Il principale motivo di interesse nei confronti di Revenge – presentato al Toronto Film Festival 2017 e al Sundance 2018 – non è tanto il fatto di appartenere al sottogenere rape & revenge, quanto quello di essere stato scritto, girato (e montato) da una donna, Coralie Fargeat. Sembra assurdo, ma non lo è: fino ad oggi (anzi, fino a ieri) tutti i film appartenenti al filone sono stati diretti da uomini, dalla loro codifica negli anni ’60 fino ai giorni nostri. E dunque: una violenza perpetrata ai danni di una ragazza da parte di un gruppo di uomini, la “resurrezione” ai limiti dell’assurdo del suddetto soggetto femminile e infine la sua atroce vendetta. Evidentemente, mutando il genere del cine-occhio dietro la macchina da presa, si trasforma anche tutto il resto, indipendentemente dallo stile utilizzato. Eppure l’autrice, nelle sue interviste, storce il naso di fronte a un inquadramento così limitante. Per Coralie Fargeat – al suo primo lungometraggio dopo un corto risalente a più di dieci anni fa, vale la pena ricordarlo – Revenge è prima di ogni altra cosa un film di vendetta, punto. Che a filmare sia una donna o un uomo, un cineasta affermato o un neofita della settima arte, ciò che importa davvero resta il contenuto.
Nel corso delle sue quasi due ore di durata, Revenge cambia spesso pelle, in modo destabilizzante e squisitamente provocatorio. Il primo tranello è l’incipit, in cui il punto di vista maschile (e maschilista) domina la scena. La protagonista Jennifer è l’oggetto del desiderio; un desiderio bruciante, insopprimibile, sia per l’amante Richard che per i due amici cacciatori con cui dovrebbe trascorrere il weekend. L’elemento della caccia è qui fondamentale, perché in breve tempo il predatore diventa preda, e viceversa. A complicare le dinamiche dello sguardo spettatoriale si aggiunge poi il tratteggio della medesima Jennifer: la vorremmo innocente, ingenua, pura. E la vorremmo così perché la dinamica d’exploitation di riferimento ci ha abituato a un mondo bianco o nero, tagliato con l’accetta, che mette al bando per amore di semplificazione qualunque lettura trasversale. Ma Jen innocente non è: esibisce la propria sessualità e la propria natura come meglio crede, spezza le convenzioni (e i perbenismi, e le derive retoriche) comportandosi da essere umano libero che dovrebbe, secondo logica, vivere in un mondo libero. In una società che non dovrebbe essere né patriarcale né matriarcale, ma semplicemente civile.

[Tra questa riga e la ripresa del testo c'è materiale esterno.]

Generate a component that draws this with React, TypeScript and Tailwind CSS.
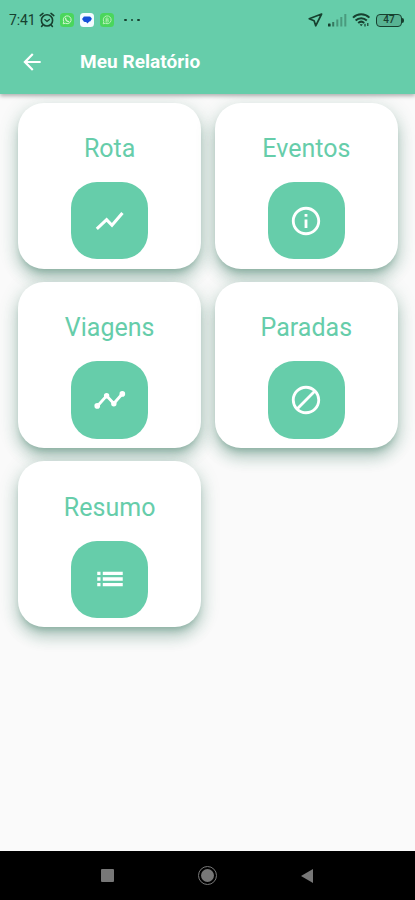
import type { ReactNode } from 'react'
import { MdArrowBack, MdBlock, MdInfoOutline } from 'react-icons/md'

function RouteIcon() {
  return (
    <svg width="34" height="34" viewBox="0 0 24 24" fill="none" stroke="currentColor" strokeWidth="2.2">
      <path d="M2.7 17.5 9.6 11.1l3.8 3.9 7.4-8.6" />
    </svg>
  )
}

function TripsIcon() {
  return (
    <svg width="34" height="34" viewBox="0 0 24 24" fill="currentColor">
      <path d="M3 16.4 9.6 9l5.1 5.5 6-6.9" fill="none" stroke="currentColor" strokeWidth="2" />
      <circle cx="3" cy="16.2" r="2" />
      <circle cx="9.6" cy="9" r="1.9" />
      <circle cx="14.7" cy="14.6" r="1.9" />
      <circle cx="20.7" cy="7.7" r="2" />
    </svg>
  )
}

function SummaryIcon() {
  return (
    <svg width="34" height="34" viewBox="0 0 24 24" fill="currentColor">
      <path d="M3 6.8h2.3v2.3H3zM3 10.85h2.3v2.3H3zM3 14.9h2.3v2.3H3z" />
      <path d="M6.9 6.8H21v2.3H6.9zM6.9 10.85H21v2.3H6.9zM6.9 14.9H21v2.3H6.9z" />
    </svg>
  )
}

const reports: { name: string; icon: ReactNode }[] = [
  { name: 'Rota',    icon: <RouteIcon /> },
  { name: 'Eventos', icon: <MdInfoOutline size={34} /> },
  { name: 'Viagens', icon: <TripsIcon /> },
  { name: 'Paradas', icon: <MdBlock size={34} /> },
  { name: 'Resumo',  icon: <SummaryIcon /> },
]

function AlarmIcon() {
  return (
    <svg width="16" height="16" viewBox="0 0 16 16" fill="none" stroke="#17402f" strokeWidth="1.6" strokeLinecap="round">
      <circle cx="8" cy="8.4" r="5.6" />
      <path d="M1.2 3.6 4 1.4M14.8 3.6 12 1.4M3.6 13.2l-1 1.2M12.4 13.2l1 1.2" />
      <path d="M5.8 7.6 8 9.4l2.4-2" strokeWidth="1.3" />
    </svg>
  )
}

function ChatBadge() {
  return (
    <svg width="14" height="14" viewBox="0 0 14 14" fill="none">
      <rect width="14" height="14" rx="3.5" fill="#4ad65c" />
      <path d="m3.2 10.8.6-2.1a3.9 3.9 0 1 1 1.5 1.5z" stroke="#d2f7cf" strokeWidth="1" />
      <path d="M5.6 5.2c0 2 1.4 3.2 3.1 3.4" stroke="#d2f7cf" strokeWidth="1.2" strokeLinecap="round" />
    </svg>
  )
}

function MessageBadge() {
  return (
    <svg width="14" height="14" viewBox="0 0 14 14">
      <rect width="14" height="14" rx="3.5" fill="#f4fbff" />
      <path d="M4.6 3.4h4.8a1.5 1.5 0 0 1 1.5 1.2c1.1.3 1.1 2.3 0 2.6a1.7 1.7 0 0 1-1.5 1.4L7.3 10.4 6.2 8.9H4.8A1.7 1.7 0 0 1 3.2 7.4c-1.2-.3-1.2-2.4-.1-2.7a1.6 1.6 0 0 1 1.5-1.3z" fill="#1450d8" />
    </svg>
  )
}

function BusinessBadge() {
  return (
    <svg width="14" height="14" viewBox="0 0 14 14" fill="none">
      <rect width="14" height="14" rx="3.5" fill="#4ad65c" />
      <path d="m3.2 10.8.6-2.1a3.9 3.9 0 1 1 1.5 1.5z" stroke="#b9f2b9" strokeWidth="1" />
      <path d="M6 9V5h1.3a1 1 0 0 1 0 2H6h1.5a1 1 0 0 1 0 2z" stroke="#b9f2b9" strokeWidth=".8" />
    </svg>
  )
}

function LocationIcon() {
  return (
    <svg width="15" height="14" viewBox="0 0 15 14" fill="none" stroke="#17402f" strokeWidth="1.7" strokeLinejoin="round">
      <path d="M13.6 1 1.2 5.8l4.9 2L7.7 12.8z" />
    </svg>
  )
}

function SignalIcon() {
  return (
    <svg width="19" height="13" viewBox="0 0 19 13" fill="#17402f">
      <rect x="0" y="9.5" width="2.6" height="3" rx=".6" />
      <rect x="4.2" y="8" width="2" height="4.5" opacity=".6" />
      <rect x="8.3" y="5.5" width="2" height="7" opacity=".4" />
      <rect x="12.3" y="3" width="2" height="9.5" opacity=".35" />
      <rect x="16.3" y="0" width="2" height="12.5" opacity=".35" />
    </svg>
  )
}

function WifiIcon() {
  return (
    <svg width="19" height="14" viewBox="0 0 19 14" fill="none" stroke="#17402f" strokeWidth="2">
      <path d="M1 4.6C5.6.2 12.8.2 17.4 4.6" />
      <path d="M3.6 7.4c3.2-3 8-3 11.2 0" />
      <path d="M6.2 10c1.8-1.6 4.2-1.6 6 0" />
      <path d="M7.6 11.2h3.2l-1.6 2z" fill="#17402f" stroke="none" />
      <path d="M13 13.4v-2.6M15.8 10v3" strokeWidth="1.2" />
    </svg>
  )
}

function BatteryIcon() {
  return (
    <div className="flex items-center">
      <div className="flex h-[13px] w-[26px] items-center justify-center rounded-[4px] border-[1.5px] border-[#17402f] bg-[#58b393] text-[10px] leading-none font-medium text-[#17402f]">
        47
      </div>
      <div className="h-[5px] w-[2px] rounded-r-sm bg-[#17402f]" />
    </div>
  )
}

function StatusBar() {
  return (
    <div className="flex h-[38px] items-center justify-between pt-[2px] pr-[11px] pl-[9px]">
      <div className="flex items-center">
        <span className="w-[30px] text-[14px] tracking-[-0.1px] text-[#17402f]">7:41</span>
        <AlarmIcon />
        <div className="ml-[5px] flex items-center gap-[6px]">
          <ChatBadge />
          <MessageBadge />
          <BusinessBadge />
        </div>
        <div className="ml-[10px] flex gap-[4px]">
          <span className="size-[2.5px] rounded-full bg-[#17402f]" />
          <span className="size-[2.5px] rounded-full bg-[#17402f]" />
          <span className="size-[2.5px] rounded-full bg-[#17402f]" />
        </div>
      </div>
      <div className="flex items-center gap-[5px]">
        <LocationIcon />
        <SignalIcon />
        <WifiIcon />
        <BatteryIcon />
      </div>
    </div>
  )
}

function ReportCard({ name, icon }: { name: string; icon: ReactNode }) {
  return (
    <button className="flex h-[166px] flex-col items-center rounded-[26px] bg-white pt-[30.3px] shadow-[0_6px_6px_-3px_rgba(40,110,85,0.32),0_10px_14px_1px_rgba(40,110,85,0.22),0_4px_18px_3px_rgba(40,110,85,0.14)]">
      <span className="h-[49px] text-[25px] leading-[32px] font-normal tracking-[0.02px] text-[#66cdaa]">
        {name}
      </span>
      <span className="flex size-[77.5px] items-center justify-center rounded-[26px] bg-[#66cdaa] text-white">
        {icon}
      </span>
    </button>
  )
}

export default function App() {
  return (
    <div className="flex h-[900px] w-[415px] flex-col overflow-hidden bg-[#fafafa] font-['Roboto',sans-serif]">

      {/* App bar */}
      <header className="relative z-10 h-[93.5px] shrink-0 bg-[#66cdaa] shadow-[0_2px_4px_rgba(0,0,0,0.3)]">
        <StatusBar />
        <div className="flex h-[48px] items-center pl-[19px] text-white">
          <MdArrowBack size={26} />
          <h1 className="ml-[35px] pt-px text-[19px] font-bold tracking-[0.05px]">Meu Relatório</h1>
        </div>
      </header>

      {/* Reports */}
      <main className="flex-1 pt-[9px] pr-[17px] pl-[18px]">
        <div className="grid grid-cols-2 gap-x-[13.3px] gap-y-[13.4px]">
          {reports.map((report) => (
            <ReportCard key={report.name} name={report.name} icon={report.icon} />
          ))}
        </div>
      </main>

      {/* Navigation bar */}
      <nav className="flex h-[49px] shrink-0 items-center justify-between bg-black pr-[102px] pl-[101px]">
        <span className="size-[13px] rounded-[1px] bg-[#777]" />
        <span className="flex size-[19px] items-center justify-center rounded-full border-[1.5px] border-[#777]">
          <span className="size-[13px] rounded-full bg-[#777]" />
        </span>
        <svg width="12" height="14" viewBox="0 0 12 14" fill="#777">
          <path d="M12 0v14L0 7z" />
        </svg>
      </nav>

    </div>
  )
}
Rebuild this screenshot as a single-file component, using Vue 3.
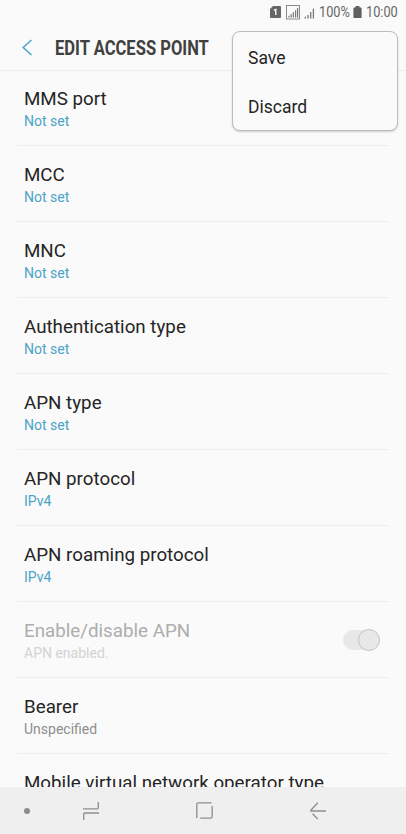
<script setup>
const rows = [
  { title: 'MMS port', value: 'Not set', kind: 'accent' },
  { title: 'MCC', value: 'Not set', kind: 'accent' },
  { title: 'MNC', value: 'Not set', kind: 'accent' },
  { title: 'Authentication type', value: 'Not set', kind: 'accent' },
  { title: 'APN type', value: 'Not set', kind: 'accent' },
  { title: 'APN protocol', value: 'IPv4', kind: 'accent' },
  { title: 'APN roaming protocol', value: 'IPv4', kind: 'accent' },
  { title: 'Enable/disable APN', value: 'APN enabled.', kind: 'disabled', toggle: true },
  { title: 'Bearer', value: 'Unspecified', kind: 'plain' },
  { title: 'Mobile virtual network operator type', value: '', kind: 'plain' },
]
const actions = ['Save', 'Discard']
</script>

<template>
  <div class="screen">
    <header class="header">
      <div class="status">
        <svg class="sim" width="11" height="12" viewBox="0 0 11 12">
          <path d="M3 0H10Q11 0 11 1V11Q11 12 10 12H1Q0 12 0 11V3Z" fill="#666" />
          <path d="M4 4.4L5.8 3.4V9" fill="none" stroke="#fafafa" stroke-width="1.4" />
        </svg>
        <svg class="signal" width="14" height="15" viewBox="0 0 14 15">
          <rect x=".5" y=".5" width="13" height="13.5" fill="none" stroke="#8a8a8a" />
          <path d="M3 12.5V10.7M5.2 12.5V9M7.4 12.5V7.2M9.6 12.5V5.2M11.6 12.5V3" stroke="#777" stroke-width="1.2" />
        </svg>
        <svg class="signal-small" width="11" height="11" viewBox="0 0 11 11">
          <path d="M1.3 10.5V8.8M4 10.5V7M6.7 10.5V4M9.4 10.5V.8" stroke="#777" stroke-width="1.3" />
        </svg>
        <span class="percent">100%</span>
        <svg class="battery" width="9" height="12" viewBox="0 0 9 12">
          <path d="M2.5 0H6.5V1.5H8Q8.6 1.5 8.6 2.2V11.3Q8.6 12 8 12H1Q.4 12 .4 11.3V2.2Q.4 1.5 1 1.5H2.5Z" fill="#606060" />
        </svg>
        <span class="clock">10:00</span>
      </div>
      <div class="bar">
        <svg class="back" width="11" height="17" viewBox="0 0 11 17">
          <path d="M9.5 1L1.2 8.5L9.5 16" fill="none" stroke="#4ba3c7" stroke-width="1.5" />
        </svg>
        <h1 class="heading">EDIT ACCESS POINT</h1>
      </div>
    </header>

    <main class="list">
      <section v-for="row in rows" :key="row.title" class="row" :class="row.kind">
        <div class="texts">
          <div class="title">{{ row.title }}</div>
          <div class="value">{{ row.value }}</div>
        </div>
        <div v-if="row.toggle" class="toggle"><div class="knob"></div></div>
      </section>
    </main>

    <nav class="nav">
      <svg class="dot" width="6" height="6" viewBox="0 0 6 6"><circle cx="3" cy="3" r="3" fill="#8b8b8b" /></svg>
      <svg class="recents" width="16" height="18" viewBox="0 0 16 18">
        <path d="M0 6.8H14Q15.3 6.8 15.3 5.5V0M.7 18V12.3Q.7 11 2 11H16" fill="none" stroke="#8e8e8e" stroke-width="1.3" />
      </svg>
      <svg class="home" width="17" height="17" viewBox="0 0 17 17">
        <path d="M15.5 .8H2.3Q.8 .8 .8 2.3V16M4.2 16.2H14.5Q16.2 16.2 16.2 14.5V4" fill="none" stroke="#8e8e8e" stroke-width="1.3" />
      </svg>
      <svg class="return" width="16" height="18" viewBox="0 0 16 18">
        <path d="M7.8 .8L.8 8.3V9H16M2.5 11.8L7.8 17" fill="none" stroke="#8e8e8e" stroke-width="1.3" />
      </svg>
    </nav>

    <div class="menu">
      <div v-for="action in actions" :key="action" class="action">{{ action }}</div>
    </div>
  </div>
</template>

<style>
body {
  background: #fafafa;
}
</style>

<style scoped>
.screen {
  position: relative;
  display: flex;
  flex-direction: column;
  height: 834px;
  overflow: hidden;
  background: #fafafa;
  color: #252525;
  font-family: Roboto, "Liberation Sans", sans-serif;
}
.header {
  flex: 0 0 70px;
  border-bottom: 1px solid #ededed;
}
.status {
  display: flex;
  align-items: center;
  height: 24px;
  padding-left: 270px;
  font-size: 14.5px;
  line-height: 24px;
  color: #666;
}
.signal {
  margin-left: 5px;
}
.signal-small {
  margin: 2px 0 0 4px;
}
.percent,
.clock {
  padding-top: 2px;
  transform: scaleX(0.88);
  transform-origin: left;
}
.percent {
  width: 31px;
  margin-left: 4px;
}
.battery {
  margin-left: 3px;
}
.clock {
  margin-left: 4px;
}
.bar {
  display: flex;
  align-items: center;
  height: 46px;
  padding-left: 22px;
}
.heading {
  margin: 3px 0 0 22px;
  font-size: 19.5px;
  line-height: 24px;
  font-weight: 700;
  color: #404040;
  white-space: nowrap;
  transform: scaleX(0.85);
  transform-origin: left;
}
.list {
  flex: 1;
  min-height: 0;
  overflow: hidden;
}
.row {
  display: flex;
  align-items: center;
  justify-content: space-between;
  box-sizing: border-box;
  height: 76px;
  margin: 0 17px;
  padding: 2px 9px 0 7px;
  border-bottom: 1px solid #ededed;
}
.row:first-child {
  height: 75px;
}
.title {
  font-size: 19px;
  line-height: 24px;
  white-space: nowrap;
  transform: scaleX(0.987);
  transform-origin: left;
}
.value {
  min-height: 20px;
  font-size: 14px;
  line-height: 20px;
  color: #4ba3c7;
}
.plain .value {
  color: #8e8e8e;
}
.disabled .title {
  color: #adadad;
}
.disabled .value {
  color: #d3d3d3;
}
.toggle {
  display: flex;
  align-items: center;
  justify-content: flex-end;
  width: 37px;
  height: 20px;
  margin-bottom: 2px;
  border-radius: 10px;
  background: #e8e8e8;
}
.knob {
  flex: none;
  box-sizing: border-box;
  width: 22px;
  height: 22px;
  border: 1px solid #c3c3c3;
  border-radius: 50%;
  background: #e8e8e8;
}
.nav {
  display: flex;
  align-items: center;
  flex: 0 0 47px;
  padding: 0 0 0 24px;
  background: #efefef;
}
.recents {
  margin-left: 53px;
}
.home {
  margin-left: 97px;
}
.return {
  margin-left: 97px;
}
.menu {
  position: absolute;
  top: 31px;
  left: 232px;
  box-sizing: border-box;
  width: 166px;
  height: 100px;
  padding: 2px 0 0 15px;
  border: 1px solid #bdbdbd;
  border-radius: 8px;
  background: #fafafa;
  box-shadow: 0 1px 2px rgba(0, 0, 0, 0.18);
}
.action {
  height: 49px;
  font-size: 17.5px;
  line-height: 49px;
}
</style>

Exploitation, dicevamo, inteso come sfruttamento intensivo di un genere che accantona i valori artistici per portare in scena elementi forti virati al parossismo e all’eccesso. Tutto, in Revenge, è iperbolizzato, a partire dal titolo: è impossibile credere alla sopravvivenza di Jennifer così come alla sua scintillante vendetta, immersa nei colori iper-saturi della fotografia di Robrecht Heyvaert – già visto all’opera in Le Ardenne – Oltre i confini dell’amore – e nel simbolismo smaccato e reiterato. Come la mela bacata, ad esempio, di cui lentamente ma inesorabilmente i vermi si nutrono fino alla totale consunzione. È giocando con gli stereotipi e con l’anti-realismo che Fargeat provoca il cortocircuito che fa saltare il banco, veicolando sardonicamente un significato che si sgancia anche dal femminismo. Nello scontro finale Richard e Jennifer si inseguono per lunghi e tesi minuti, nel medesimo corridoio circolare, nudi e sanguinanti. Un loop infinito, convenzionale, senza soluzione di continuità. Fino a quando Jen, trasfigurata dal dolore, dalla paura e dalla fatica, non si risolleva quasi rinascendo. Né uomo né donna, ma “corpo” nuovo e trasformato, dissimile da tutto ciò che è stato prima.